━━━ DATA LINES
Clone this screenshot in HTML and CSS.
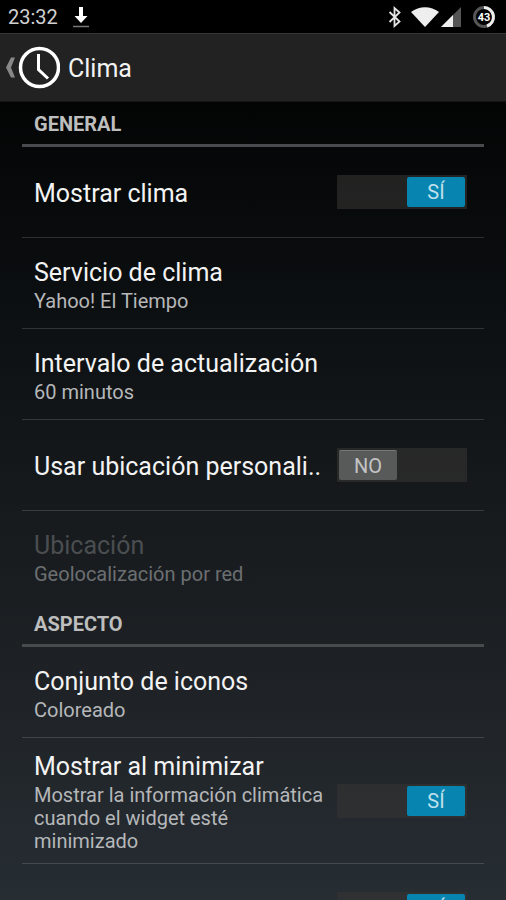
FILE: index.html
```html
<!DOCTYPE html>
<html lang="es">
<head>
<meta charset="utf-8">
<meta name="viewport" content="width=device-width, initial-scale=1">
<title>Clima</title>
<link rel="stylesheet" href="styles.css">
</head>
<body>
<div class="screen">
  <div class="status">
    <span class="time">23:32</span>
    <svg class="download" width="16" height="22" viewBox="0 0 16 22" aria-hidden="true">
      <path d="M6 1h4v9h4.500L8 17 1.500 10H6z" fill="#fff"/>
      <path d="M0 20.500h16" stroke="#777" stroke-width="1.500"/>
    </svg>
    <svg class="bluetooth" width="14" height="22" viewBox="0 0 14 22" fill="none" stroke="#e4e4e4" stroke-width="1.800" aria-hidden="true">
      <path d="M1.500 6l10 9.500-5 4.500V2l5 4.500-10 9.500"/>
    </svg>
    <svg class="wifi" width="28" height="20" viewBox="0 0 28 20" aria-hidden="true">
      <path d="M0 5C8-1.500 20-1.500 28 5L14 20z" fill="#eee"/>
    </svg>
    <svg class="signal" width="20" height="20" viewBox="0 0 20 20" aria-hidden="true">
      <path d="M20 0v20H0z" fill="#555"/>
      <path d="M12 8v12H0z" fill="#eee"/>
    </svg>
    <svg class="battery" width="24" height="24" viewBox="0 0 24 24" aria-hidden="true">
      <circle cx="12" cy="12" r="9.500" fill="none" stroke="#555" stroke-width="3"/>
      <path d="M12 2.500a9.500 9.500 0 0 1 3 18.500" fill="none" stroke="#eee" stroke-width="3"/>
      <text x="12" y="16" text-anchor="middle">43</text>
    </svg>
  </div>
  <header class="bar">
    <button class="up" type="button" aria-label="Atrás">
      <svg width="54" height="44" viewBox="0 0 54 44" fill="none" aria-hidden="true">
        <path d="M5 11.500h4L5 21.500l4 10H5L0 21.500z" fill="#888"/>
        <circle cx="33.500" cy="21.500" r="19" stroke="#fff" stroke-width="3.500"/>
        <path d="M32.500 8v15.500l9.500 9" stroke="#fff" stroke-width="3"/>
      </svg>
    </button>
    <h1>Clima</h1>
  </header>
  <main class="list">
    <h2>General</h2>
    <label class="row">
      <span class="text"><span class="title">Mostrar clima</span></span>
      <span class="switch"><input type="checkbox" checked><span class="thumb">SÍ</span></span>
    </label>
    <div class="row">
      <div class="text"><span class="title">Servicio de clima</span><span class="summary">Yahoo! El Tiempo</span></div>
    </div>
    <div class="row">
      <div class="text"><span class="title">Intervalo de actualización</span><span class="summary">60 minutos</span></div>
    </div>
    <label class="row">
      <span class="text"><span class="title">Usar ubicación personali..</span></span>
      <span class="switch off"><input type="checkbox"><span class="thumb">NO</span></span>
    </label>
    <div class="row disabled last">
      <div class="text"><span class="title">Ubicación</span><span class="summary">Geolocalización por red</span></div>
    </div>
    <h2>Aspecto</h2>
    <div class="row">
      <div class="text"><span class="title">Conjunto de iconos</span><span class="summary">Coloreado</span></div>
    </div>
    <label class="row">
      <span class="text"><span class="title">Mostrar al minimizar</span><span class="summary">Mostrar la información climática cuando el widget esté minimizado</span></span>
      <span class="switch"><input type="checkbox" checked><span class="thumb">SÍ</span></span>
    </label>
    <label class="row">
      <span class="text"><span class="title">Mostrar ubicación</span></span>
      <span class="switch"><input type="checkbox" checked><span class="thumb">SÍ</span></span>
    </label>
  </main>
</div>
</body>
</html>
```
FILE: styles.css
```css
* {
  box-sizing: border-box;
}

body {
  margin: 0;
  background: #000;
  color: #f3f3f3;
  font-family: Roboto, "Liberation Sans", sans-serif;
}

.screen {
  display: flex;
  flex-direction: column;
  height: 100vh;
  overflow: hidden;
  background: linear-gradient(#000, #030505 12%, #14181b 52%, #202428 80%, #262d33);
}

.status {
  display: flex;
  flex: none;
  align-items: center;
  height: 33px;
  padding: 0 10px 0 8px;
  background: #000;
}

.time {
  color: #d0d0d0;
  font-size: 20px;
}

.download {
  margin-left: 15px;
}

.bluetooth {
  margin-left: auto;
}

.wifi {
  margin-left: 9px;
}

.signal {
  margin-left: 2px;
}

.battery {
  margin-left: 11px;
}

.battery text {
  fill: #fff;
  font-size: 11px;
  font-weight: 700;
}

.bar {
  display: flex;
  flex: none;
  align-items: center;
  gap: 8px;
  height: 69px;
  padding-left: 6px;
  border-top: 1px solid #363636;
  border-bottom: 1px solid #151515;
  background: #222;
}

.up {
  display: flex;
  padding: 0;
  border: 0;
  background: none;
}

h1 {
  margin: 0;
  padding-top: 2px;
  font-size: 25px;
  font-weight: 400;
}

.list {
  flex: 1;
  min-height: 0;
  padding: 0 22px;
  overflow: hidden;
}

h2 {
  display: flex;
  align-items: center;
  height: 45px;
  margin: 0;
  padding: 2px 12px 0;
  border-bottom: 3px solid #484b4d;
  color: #bebebe;
  font-size: 20px;
  font-weight: 700;
  text-transform: uppercase;
}

.row {
  display: flex;
  align-items: center;
  gap: 12px;
  min-height: 91px;
  padding: 8px 17px 8px 12px;
  border-bottom: 1px solid #ffffff26;
}

.row.last {
  border-bottom-color: transparent;
}

.text {
  flex: 1;
  min-width: 0;
  padding-top: 4px;
}

.title,
.summary {
  display: block;
}

.title {
  font-size: 25px;
  line-height: 34px;
  white-space: nowrap;
}

.summary {
  padding-bottom: 2px;
  color: #b5b7b9;
  font-size: 20px;
  line-height: 23px;
}

.disabled .title {
  color: #4b4e50;
}

.disabled .summary {
  color: #6c6f71;
}

.switch {
  position: relative;
  display: flex;
  flex: none;
  justify-content: flex-end;
  width: 130px;
  height: 34px;
  padding: 2px;
  background: rgba(54, 52, 50, 0.6);
}

.switch.off {
  justify-content: flex-start;
}

.switch input {
  position: absolute;
  inset: 0;
  margin: 0;
  opacity: 0;
}

.thumb {
  display: flex;
  align-items: center;
  justify-content: center;
  width: 58px;
  border-radius: 2px;
  background: #0785b0;
  color: #bfe0ec;
  font-size: 20px;
}

.off .thumb {
  border-top: 1px solid #777;
  background: #585a5a;
  color: #c4c4c4;
}
```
━━━━━━
PROMPT
Your task is an exact transcription of all the data, minus the pictures.

RESPONSE
Clone this screenshot in HTML and CSS.
FILE: index.html
```html
<!DOCTYPE html>
<html lang="es">
<head>
<meta charset="utf-8">
<meta name="viewport" content="width=device-width, initial-scale=1">
<title>Clima</title>
<link rel="stylesheet" href="styles.css">
</head>
<body>
<div class="screen">
  <div class="status">
    <span class="time">23:32</span>
    <svg class="download" width="16" height="22" viewBox="0 0 16 22" aria-hidden="true">
      <path d="M6 1h4v9h4.500L8 17 1.500 10H6z" fill="#fff"/>
      <path d="M0 20.500h16" stroke="#777" stroke-width="1.500"/>
    </svg>
    <svg class="bluetooth" width="14" height="22" viewBox="0 0 14 22" fill="none" stroke="#e4e4e4" stroke-width="1.800" aria-hidden="true">
      <path d="M1.500 6l10 9.500-5 4.500V2l5 4.500-10 9.500"/>
    </svg>
    <svg class="wifi" width="28" height="20" viewBox="0 0 28 20" aria-hidden="true">
      <path d="M0 5C8-1.500 20-1.500 28 5L14 20z" fill="#eee"/>
    </svg>
    <svg class="signal" width="20" height="20" viewBox="0 0 20 20" aria-hidden="true">
      <path d="M20 0v20H0z" fill="#555"/>
      <path d="M12 8v12H0z" fill="#eee"/>
    </svg>
    <svg class="battery" width="24" height="24" viewBox="0 0 24 24" aria-hidden="true">
      <circle cx="12" cy="12" r="9.500" fill="none" stroke="#555" stroke-width="3"/>
      <path d="M12 2.500a9.500 9.500 0 0 1 3 18.500" fill="none" stroke="#eee" stroke-width="3"/>
      <text x="12" y="16" text-anchor="middle">43</text>
    </svg>
  </div>
  <header class="bar">
    <button class="up" type="button" aria-label="Atrás">
      <svg width="54" height="44" viewBox="0 0 54 44" fill="none" aria-hidden="true">
        <path d="M5 11.500h4L5 21.500l4 10H5L0 21.500z" fill="#888"/>
        <circle cx="33.500" cy="21.500" r="19" stroke="#fff" stroke-width="3.500"/>
        <path d="M32.500 8v15.500l9.500 9" stroke="#fff" stroke-width="3"/>
      </svg>
    </button>
    <h1>Clima</h1>
  </header>
  <main class="list">
    <h2>General</h2>
    <label class="row">
      <span class="text"><span class="title">Mostrar clima</span></span>
      <span class="switch"><input type="checkbox" checked><span class="thumb">SÍ</span></span>
    </label>
    <div class="row">
      <div class="text"><span class="title">Servicio de clima</span><span class="summary">Yahoo! El Tiempo</span></div>
    </div>
    <div class="row">
      <div class="text"><span class="title">Intervalo de actualización</span><span class="summary">60 minutos</span></div>
    </div>
    <label class="row">
      <span class="text"><span class="title">Usar ubicación personali..</span></span>
      <span class="switch off"><input type="checkbox"><span class="thumb">NO</span></span>
    </label>
    <div class="row disabled last">
      <div class="text"><span class="title">Ubicación</span><span class="summary">Geolocalización por red</span></div>
    </div>
    <h2>Aspecto</h2>
    <div class="row">
      <div class="text"><span class="title">Conjunto de iconos</span><span class="summary">Coloreado</span></div>
    </div>
    <label class="row">
      <span class="text"><span class="title">Mostrar al minimizar</span><span class="summary">Mostrar la información climática cuando el widget esté minimizado</span></span>
      <span class="switch"><input type="checkbox" checked><span class="thumb">SÍ</span></span>
    </label>
    <label class="row">
      <span class="text"><span class="title">Mostrar ubicación</span></span>
      <span class="switch"><input type="checkbox" checked><span class="thumb">SÍ</span></span>
    </label>
  </main>
</div>
</body>
</html>
```
FILE: styles.css
```css
* {
  box-sizing: border-box;
}

body {
  margin: 0;
  background: #000;
  color: #f3f3f3;
  font-family: Roboto, "Liberation Sans", sans-serif;
}

.screen {
  display: flex;
  flex-direction: column;
  height: 100vh;
  overflow: hidden;
  background: linear-gradient(#000, #030505 12%, #14181b 52%, #202428 80%, #262d33);
}

.status {
  display: flex;
  flex: none;
  align-items: center;
  height: 33px;
  padding: 0 10px 0 8px;
  background: #000;
}

.time {
  color: #d0d0d0;
  font-size: 20px;
}

.download {
  margin-left: 15px;
}

.bluetooth {
  margin-left: auto;
}

.wifi {
  margin-left: 9px;
}

.signal {
  margin-left: 2px;
}

.battery {
  margin-left: 11px;
}

.battery text {
  fill: #fff;
  font-size: 11px;
  font-weight: 700;
}

.bar {
  display: flex;
  flex: none;
  align-items: center;
  gap: 8px;
  height: 69px;
  padding-left: 6px;
  border-top: 1px solid #363636;
  border-bottom: 1px solid #151515;
  background: #222;
}

.up {
  display: flex;
  padding: 0;
  border: 0;
  background: none;
}

h1 {
  margin: 0;
  padding-top: 2px;
  font-size: 25px;
  font-weight: 400;
}

.list {
  flex: 1;
  min-height: 0;
  padding: 0 22px;
  overflow: hidden;
}

h2 {
  display: flex;
  align-items: center;
  height: 45px;
  margin: 0;
  padding: 2px 12px 0;
  border-bottom: 3px solid #484b4d;
  color: #bebebe;
  font-size: 20px;
  font-weight: 700;
  text-transform: uppercase;
}

.row {
  display: flex;
  align-items: center;
  gap: 12px;
  min-height: 91px;
  padding: 8px 17px 8px 12px;
  border-bottom: 1px solid #ffffff26;
}

.row.last {
  border-bottom-color: transparent;
}

.text {
  flex: 1;
  min-width: 0;
  padding-top: 4px;
}

.title,
.summary {
  display: block;
}

.title {
  font-size: 25px;
  line-height: 34px;
  white-space: nowrap;
}

.summary {
  padding-bottom: 2px;
  color: #b5b7b9;
  font-size: 20px;
  line-height: 23px;
}

.disabled .title {
  color: #4b4e50;
}

.disabled .summary {
  color: #6c6f71;
}

.switch {
  position: relative;
  display: flex;
  flex: none;
  justify-content: flex-end;
  width: 130px;
  height: 34px;
  padding: 2px;
  background: rgba(54, 52, 50, 0.6);
}

.switch.off {
  justify-content: flex-start;
}

.switch input {
  position: absolute;
  inset: 0;
  margin: 0;
  opacity: 0;
}

.thumb {
  display: flex;
  align-items: center;
  justify-content: center;
  width: 58px;
  border-radius: 2px;
  background: #0785b0;
  color: #bfe0ec;
  font-size: 20px;
}

.off .thumb {
  border-top: 1px solid #777;
  background: #585a5a;
  color: #c4c4c4;
}
```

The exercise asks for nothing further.